◆ PROBLEM TO WORK ON ◆
Retype the opening lines of the listing below, ending with the line that contains "const frame = 'block", and leave out any pictures.

◆ DATA FOR THIS TASK ◆
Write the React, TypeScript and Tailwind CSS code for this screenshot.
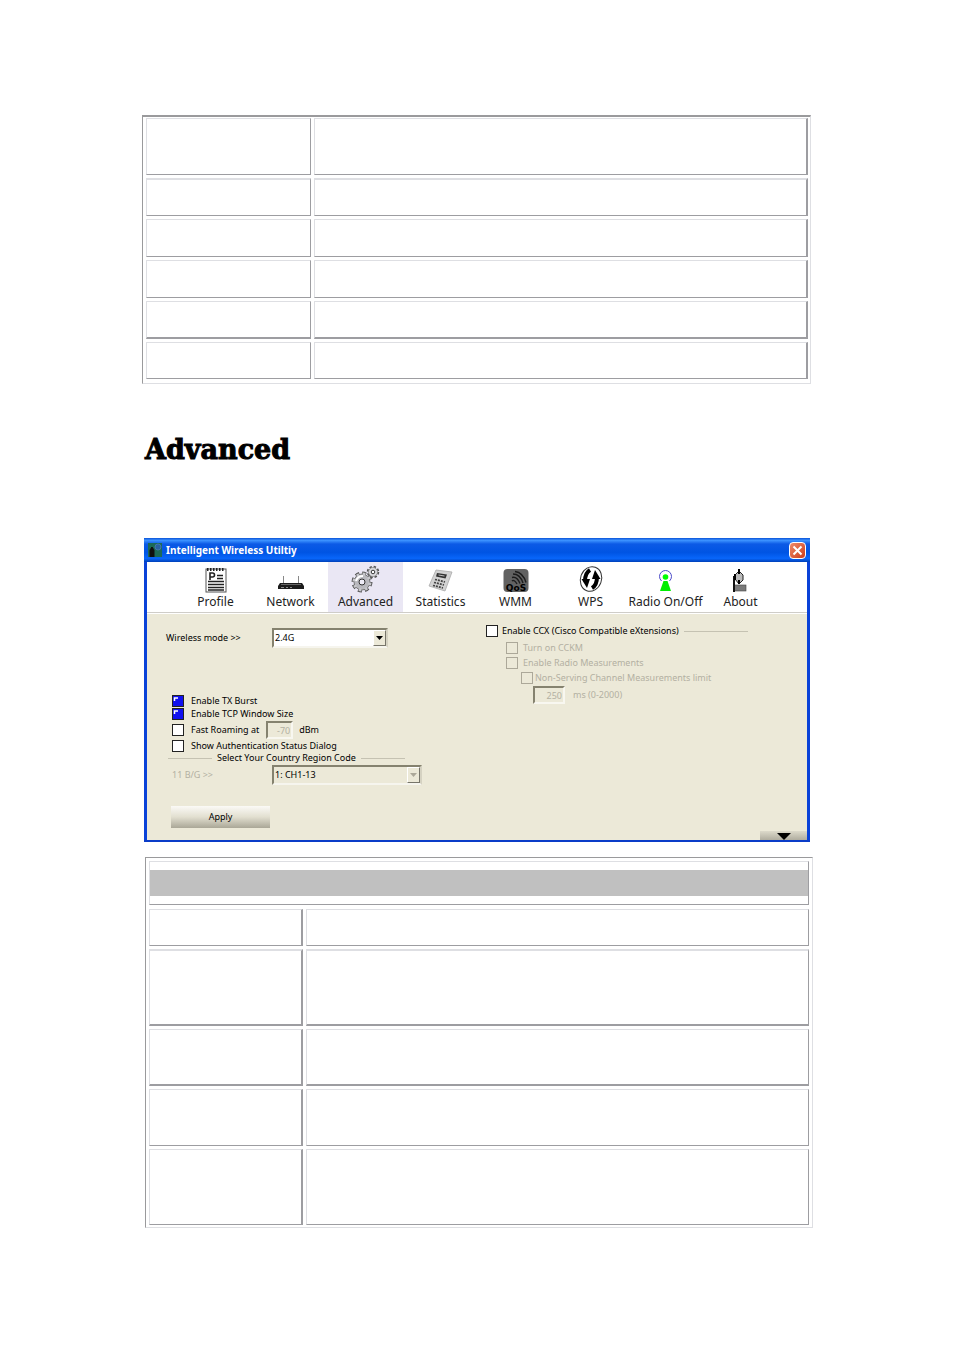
import React from 'react';

interface GridRow {
  height: string;
  edge?: string;
}

const upperRows: GridRow[] = [
  { height: 'h-[57px]' },
  { height: 'h-[38px]', edge: 'border-t-2' },
  { height: 'h-[38px]' },
  { height: 'h-[38px]' },
  { height: 'h-[38px]', edge: 'border-b-2' },
  { height: 'h-[37px]' },
];

const lowerRows: GridRow[] = [
  { height: 'h-[37px]' },
  { height: 'h-[77px]', edge: 'border-y-2' },
  { height: 'h-[57px]', edge: 'border-b-2' },
  { height: 'h-[57px]' },
  { height: 'h-[76px]' },
];

const cell = 'border border-t-[#dedfe3] border-l-[#dedfe3] border-r-[#9d9da1] border-b-[#9d9da1]';
const frame = 'block border border-t-[#9a9a9c] border-l-[#9a9a9c] border-r-[#dedfe3] border-b-[#dedfe3]';

const ProfileIcon = () => (
  <svg width="24" height="26" viewBox="0 0 24 26">
    <rect x="2" y="2" width="20" height="23" fill="#fff" stroke="#555" />
    <path d="M3 2.500h18" stroke="#222" strokeWidth="3" strokeDasharray="1.500 1.500" />
    <path d="M6 13V6h2.500q2 0 2 2t-2 2H6" fill="none" stroke="#222" strokeWidth="1.600" />
    <path d="M13 8.500h6M13 11.500h6M4 14.500h16M4 17.500h16M4 20.500h16M4 23h16" stroke="#222" strokeWidth="1.300" />
  </svg>
);

const NetworkIcon = () => (
  <svg width="28" height="24" viewBox="0 0 28 24">
    <path d="M6.500 7v8M21.500 7v8" stroke="#888" />
    <path d="M3 14h22l2 3v3H1v-3z" fill="#1c1c1c" />
    <path d="M4 15.500h20" stroke="#666" />
    <path d="M4 18.500h3M9 18.500h2M13 18.500h2" stroke="#888" />
  </svg>
);

const AdvancedIcon = () => (
  <svg width="30" height="28" viewBox="0 0 30 28">
    <circle cx="11" cy="17" r="8" fill="none" stroke="#555" strokeWidth="5" strokeDasharray="3.600 2.680" />
    <circle cx="11" cy="17" r="8" fill="#b8b8bd" stroke="#777" />
    <circle cx="11" cy="17" r="8" fill="none" stroke="#c8c8cc" strokeWidth="3" strokeDasharray="2.400 3.880" strokeDashoffset="-.6" />
    <path d="M5 16q1.500-5 7-5" fill="none" stroke="#fff" strokeWidth="2" />
    <circle cx="11" cy="17" r="3" fill="#eeecf6" stroke="#333" />
    <circle cx="22" cy="7" r="4.500" fill="none" stroke="#555" strokeWidth="3.500" strokeDasharray="2 1.534" />
    <circle cx="22" cy="7" r="4.500" fill="#dadade" stroke="#888" strokeWidth=".8" />
    <circle cx="22" cy="7" r="1.800" fill="#fff" stroke="#333" />
  </svg>
);

const StatisticsIcon = () => (
  <svg width="26" height="26" viewBox="0 0 26 26">
    <path d="M8 3L24 5 17 24 1 19z" fill="#d2d2d2" stroke="#aaa" strokeWidth=".8" />
    <path d="M9 6l10 1.500-1.500 4L8 9.500z" fill="#333" />
    <path d="M10.500 8l6 1" stroke="#bbb" />
    <path d="M7 12.500l10 2.500M6 15.500l10 2.500M5 18.500l10 2.500" stroke="#444" strokeWidth="1.800" strokeDasharray="2 1" />
  </svg>
);

const QosIcon = () => (
  <svg width="26" height="26" viewBox="0 0 26 26">
    <rect x=".5" y="2" width="25" height="23" rx="4" fill="#626262" />
    <path d="M9 14q2-2 5 3M9 10.500q5-1.500 8 6M10 7q7 0 10 9M12 4.500q8 1 11 11" fill="none" stroke="#1c1c1c" strokeWidth="1.400" />
    <text x="13" y="24" textAnchor="middle" fontSize="9" fontWeight="bold" fontFamily="DejaVu Sans, sans-serif">QoS</text>
  </svg>
);

const WpsIcon = () => (
  <svg width="26" height="28" viewBox="0 0 26 28">
    <ellipse cx="13" cy="14" rx="10.500" ry="12.500" transform="rotate(20 13 14)" fill="#fff" stroke="#333" />
    <path d="M12 5Q7 8 7 16" fill="none" stroke="#000" strokeWidth="4" />
    <path d="M3.500 14H12l-3 9z" fill="#000" />
    <path d="M14 23q5-3 5-11" fill="none" stroke="#000" strokeWidth="4" />
    <path d="M22.500 14H14l3-9z" fill="#000" />
  </svg>
);

const RadioIcon = () => (
  <svg width="24" height="26" viewBox="0 0 24 26">
    <path d="M7.500 14Q5.500 12 5.500 9.500a6 6 0 0 1 12 0q0 2.500-2 4.500" fill="none" stroke="#4a4ac8" />
    <circle cx="11.500" cy="10" r="2.800" fill="#0f0" />
    <path d="M9.500 14h4l3.500 10H6z" fill="#0e0" />
  </svg>
);

const AboutIcon = () => (
  <svg width="28" height="28" viewBox="0 0 28 28">
    <rect x="7" y="20" width="12" height="6" fill="#7a7a7a" stroke="#444" strokeWidth=".6" />
    <path d="M7 11v16" stroke="#111" strokeWidth="2" />
    <path d="M12 6l4 4v5l-4 4-4-5v-4z" fill="#bbb" stroke="#222" />
    <path d="M12 4v5M12 15v4M8 9v6" stroke="#000" strokeWidth="2" />
  </svg>
);

const tabs = [
  { name: 'Profile', icon: <ProfileIcon /> },
  { name: 'Network', icon: <NetworkIcon /> },
  { name: 'Advanced', icon: <AdvancedIcon /> },
  { name: 'Statistics', icon: <StatisticsIcon /> },
  { name: 'WMM', icon: <QosIcon /> },
  { name: 'WPS', icon: <WpsIcon /> },
  { name: 'Radio On/Off', icon: <RadioIcon /> },
  { name: 'About', icon: <AboutIcon /> },
];

interface CheckProps {
  label: string;
  checked?: boolean;
  disabled?: boolean;
  gap?: string;
}

const Check: React.FC<CheckProps> = ({ label, checked, disabled, gap = 'gap-[7px]' }) => (
  <label className={`flex items-center whitespace-nowrap ${gap} ${disabled ? 'text-[#b3b0a2]' : ''}`}>
    <span className="relative flex">
      <input
        type="checkbox"
        defaultChecked={checked}
        disabled={disabled}
        className="peer size-3 shrink-0 appearance-none border border-[#222] bg-white checked:bg-[#1010f0] disabled:border-[#aca899] disabled:bg-[#ece9d8]"
      />
      <svg
        width="12"
        height="12"
        viewBox="0 0 12 12"
        className="pointer-events-none invisible absolute inset-0 peer-checked:visible"
      >
        <path d="M2.500 6V3H6" fill="none" stroke="#fff" strokeWidth="1.500" />
      </svg>
    </span>
    {label}
  </label>
);

interface DropDownProps {
  id: string;
  value: string;
  width: string;
  disabled?: boolean;
}

const DropDown: React.FC<DropDownProps> = ({ id, value, width, disabled }) => (
  <div className={`relative h-5 ${width}`}>
    <select
      id={id}
      disabled={disabled}
      className="block size-full appearance-none border-2 border-t-[#85826f] border-r-[#d5d2c2] border-b-[#f6f5ee] border-l-[#85826f] bg-white pl-px text-black disabled:bg-[#ece9d8] disabled:opacity-100"
    >
      <option>{value}</option>
    </select>
    <span className="pointer-events-none absolute inset-y-[2px] right-[2px] flex w-[13px] items-center justify-center border border-t-white border-r-[#77756a] border-b-[#77756a] border-l-white bg-[#ece9d8]">
      <svg width="7" height="4" viewBox="0 0 7 4">
        <path d="M0 0h7L3.500 4z" fill={disabled ? '#aca899' : '#000'} />
      </svg>
    </span>
  </div>
);

const numberBox =
  'h-[18px] border-2 border-t-[#85826f] border-l-[#85826f] border-r-[#f8f7f0] border-b-[#f8f7f0] bg-[#ece9d8] pr-px text-right text-[#b3b0a2]';
const rule = 'h-0 border-t border-[#c5c2b2]';

const BlankRow: React.FC<{ row: GridRow; columns: string; first: string; last: string }> = ({
  row,
  columns,
  first,
  last,
}) => (
  <tr className={`grid gap-[3px] ${columns} ${row.height}`}>
    <td className={`${cell} ${first} ${row.edge ?? ''}`}></td>
    <td className={`${cell} ${last} ${row.edge ?? ''}`}></td>
  </tr>
);

const UtilityWindow = () => (
  <div className="bg-[#0a42d8] font-['Noto_Sans',sans-serif] text-[9px] leading-3 text-black">
    <div className="flex h-6 items-center justify-between bg-[linear-gradient(#0a52d8,#3c92ff_10%,#0c5ae6_25%,#0054e3_60%,#0866fa_85%,#0040b8)] pr-1 pl-1">
      <div className="flex items-center gap-1">
        <svg width="14" height="14" viewBox="0 0 14 14">
          <rect width="14" height="14" fill="#1c6a58" />
          <path d="M4 4v10M2 14V7l2-3 2 3v7z" fill="#111" stroke="#111" />
          <circle cx="10" cy="4" r="3" fill="#2a62a0" stroke="#47a" />
        </svg>
        <h2 className="text-[10px] font-bold text-white">Intelligent Wireless Utiltiy</h2>
      </div>
      <button
        aria-label="Close"
        className="flex size-[17px] items-center justify-center rounded-sm border border-white bg-linear-to-br from-[#ee8a68] to-[#cc3a14]"
      >
        <svg width="11" height="11" viewBox="0 0 11 11">
          <path d="M1.500 1.500l8 8M9.500 1.500l-8 8" stroke="#fff" strokeWidth="2" />
        </svg>
      </button>
    </div>

    <div className="mx-[3px]">
      <nav className="flex h-[51px] border-b border-[#cfcdc8] bg-white pl-[31px]">
        {tabs.map((tab) => (
          <button
            key={tab.name}
            className={`flex w-[75px] flex-col items-center text-xs leading-4 whitespace-nowrap text-[#222] ${
              tab.name === 'Advanced' ? 'bg-[#eae7f4]' : ''
            }`}
          >
            <span className="flex h-8 items-end pb-px">{tab.icon}</span>
            {tab.name}
          </button>
        ))}
      </nav>

      <div className="flex h-[227px] border-t border-white bg-[#ece9d8]">
        <div className="w-[320px] shrink-0 pt-[14px] pl-[19px]">
          <div className="mb-[47px] flex items-center">
            <label htmlFor="mode" className="w-[106px]">Wireless mode &gt;&gt;</label>
            <DropDown id="mode" value="2.4G" width="w-[116px]" />
          </div>

          <div className="flex flex-col gap-px pl-[6px]">
            <Check label="Enable TX Burst" checked />
            <Check label="Enable TCP Window Size" checked />
            <div className="flex items-center gap-[6px]">
              <Check label="Fast Roaming at" />
              <input
                aria-label="Fast roaming threshold"
                disabled
                defaultValue="-70"
                className={`${numberBox} ml-px w-[27px]`}
              />
              <span>dBm</span>
            </div>
            <Check label="Show Authentication Status Dialog" />
          </div>

          <div className="flex items-center gap-[5px] pl-[2px]">
            <span className={`${rule} w-11`}></span>
            <span>Select Your Country Region Code</span>
            <span className={`${rule} w-11`}></span>
          </div>
          <div className="mt-px flex items-center pl-[6px]">
            <label htmlFor="region" className="w-[100px] text-[#b3b0a2]">11 B/G &gt;&gt;</label>
            <DropDown id="region" value="1: CH1-13" width="w-[150px]" disabled />
          </div>
          <button className="mt-[21px] ml-[5px] block h-[22px] w-[99px] bg-linear-to-b from-[#fbfaf6] via-[#e2dfd0] to-[#aaa797]">
            Apply
          </button>
        </div>

        <div className="grow pt-[11px] pl-[19px]">
          <div className="mb-[5px] flex items-center gap-[5px]">
            <Check label="Enable CCX (Cisco Compatible eXtensions)" gap="gap-1" />
            <span className={`${rule} w-16`}></span>
          </div>
          <div className="flex flex-col gap-[3px] pl-5">
            <Check label="Turn on CCKM" disabled gap="gap-[5px]" />
            <Check label="Enable Radio Measurements" disabled gap="gap-[5px]" />
            <div className="pl-[15px]">
              <Check label="Non-Serving Channel Measurements limit" disabled gap="gap-[2px]" />
            </div>
          </div>
          <div className="mt-[2px] flex items-center gap-2 pl-[47px] text-[#b3b0a2]">
            <input id="limit" disabled defaultValue="250" className={`${numberBox} w-8`} />
            <label htmlFor="limit">ms (0-2000)</label>
          </div>
        </div>

        <button
          aria-label="Expand"
          className="flex h-[9px] w-[47px] items-end justify-center self-end bg-linear-to-b from-[#dddacb] to-[#b0ad9f]"
        >
          <svg width="14" height="7" viewBox="0 0 14 7">
            <path d="M0 0h14L7 7z" fill="#000" />
          </svg>
        </button>
      </div>
    </div>
    <div className="h-[2px] bg-[#0a3cc8]"></div>
  </div>
);

const App = () => (
  <main className="bg-white pt-[115px] pb-[122px]">
    <section className="pr-[143px] pl-[142px]">
      <table className={`${frame} border-t-2 pt-px pr-[2px] pb-1 pl-[3px]`}>
        <tbody className="grid gap-[3px]">
          {upperRows.map((row, i) => (
            <BlankRow key={i} row={row} columns="grid-cols-[165px_1fr]" first="" last="border-r-2" />
          ))}
        </tbody>
      </table>
    </section>

    <h1 className="mt-[50px] mb-[72px] pl-[145px] font-['DejaVu_Serif',serif] text-[27px] leading-8 font-bold text-black [-webkit-text-stroke:1px_black]">
      Advanced
    </h1>

    <section className="px-36">
      <UtilityWindow />
    </section>

    <section className="mt-[15px] pr-[141px] pl-[145px]">
      <table className={`${frame} px-[3px] pt-[3px] pb-[2px]`}>
        <thead className="mb-1 block">
          <tr className="block">
            <th className={`${cell} block py-2`}>
              <div className="h-[26px] bg-[#c0c0c0]"></div>
            </th>
          </tr>
        </thead>
        <tbody className="grid gap-[3px]">
          {lowerRows.map((row, i) => (
            <BlankRow key={i} row={row} columns="grid-cols-[154px_1fr]" first="border-r-2" last="" />
          ))}
        </tbody>
      </table>
    </section>
  </main>
);

export default App;
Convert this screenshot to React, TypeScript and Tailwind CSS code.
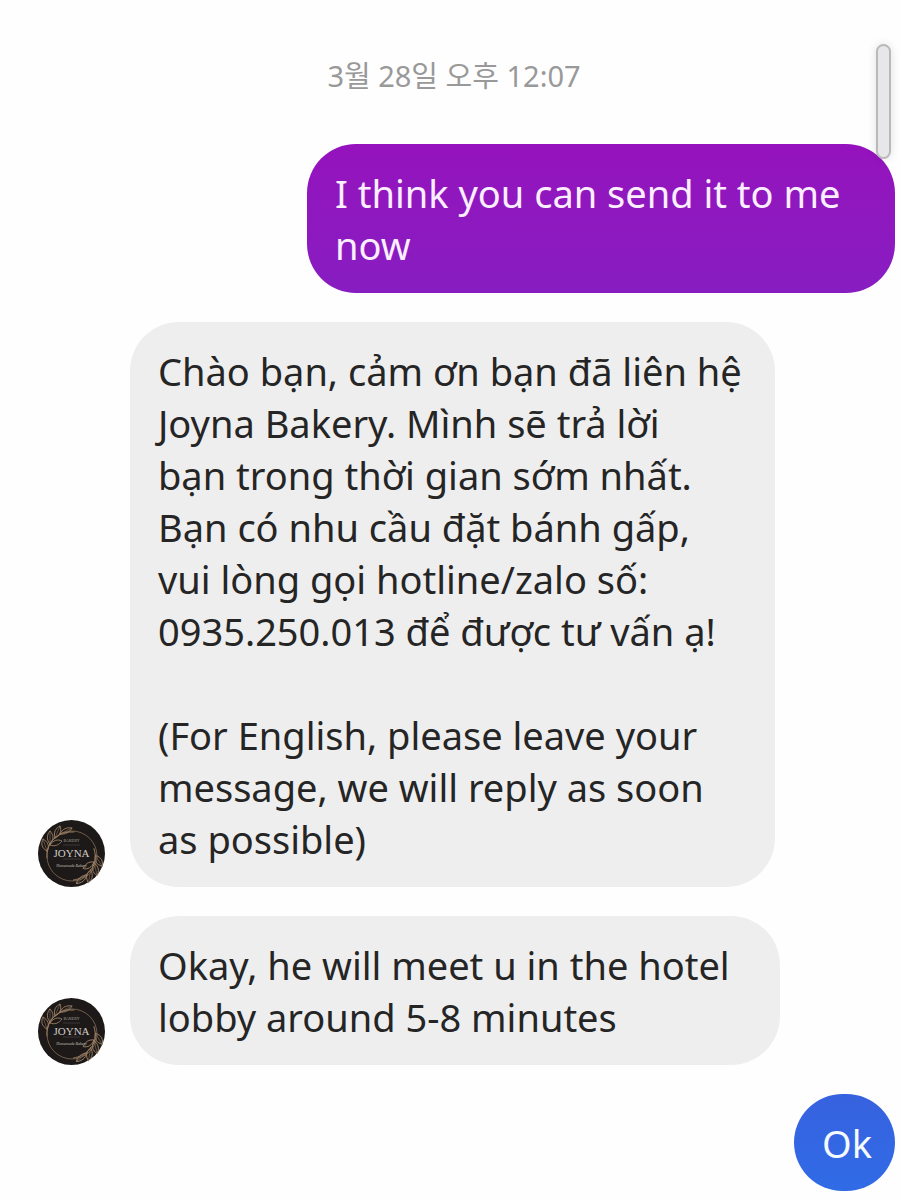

◆ FINAL ANSWER ◆
Write the React, TypeScript and Tailwind CSS code for this screenshot.
import React from 'react';

interface GridRow {
  height: string;
  edge?: string;
}

const upperRows: GridRow[] = [
  { height: 'h-[57px]' },
  { height: 'h-[38px]', edge: 'border-t-2' },
  { height: 'h-[38px]' },
  { height: 'h-[38px]' },
  { height: 'h-[38px]', edge: 'border-b-2' },
  { height: 'h-[37px]' },
];

const lowerRows: GridRow[] = [
  { height: 'h-[37px]' },
  { height: 'h-[77px]', edge: 'border-y-2' },
  { height: 'h-[57px]', edge: 'border-b-2' },
  { height: 'h-[57px]' },
  { height: 'h-[76px]' },
];

const cell = 'border border-t-[#dedfe3] border-l-[#dedfe3] border-r-[#9d9da1] border-b-[#9d9da1]';
const frame = 'block border border-t-[#9a9a9c] border-l-[#9a9a9c] border-r-[#dedfe3] border-b-[#dedfe3]';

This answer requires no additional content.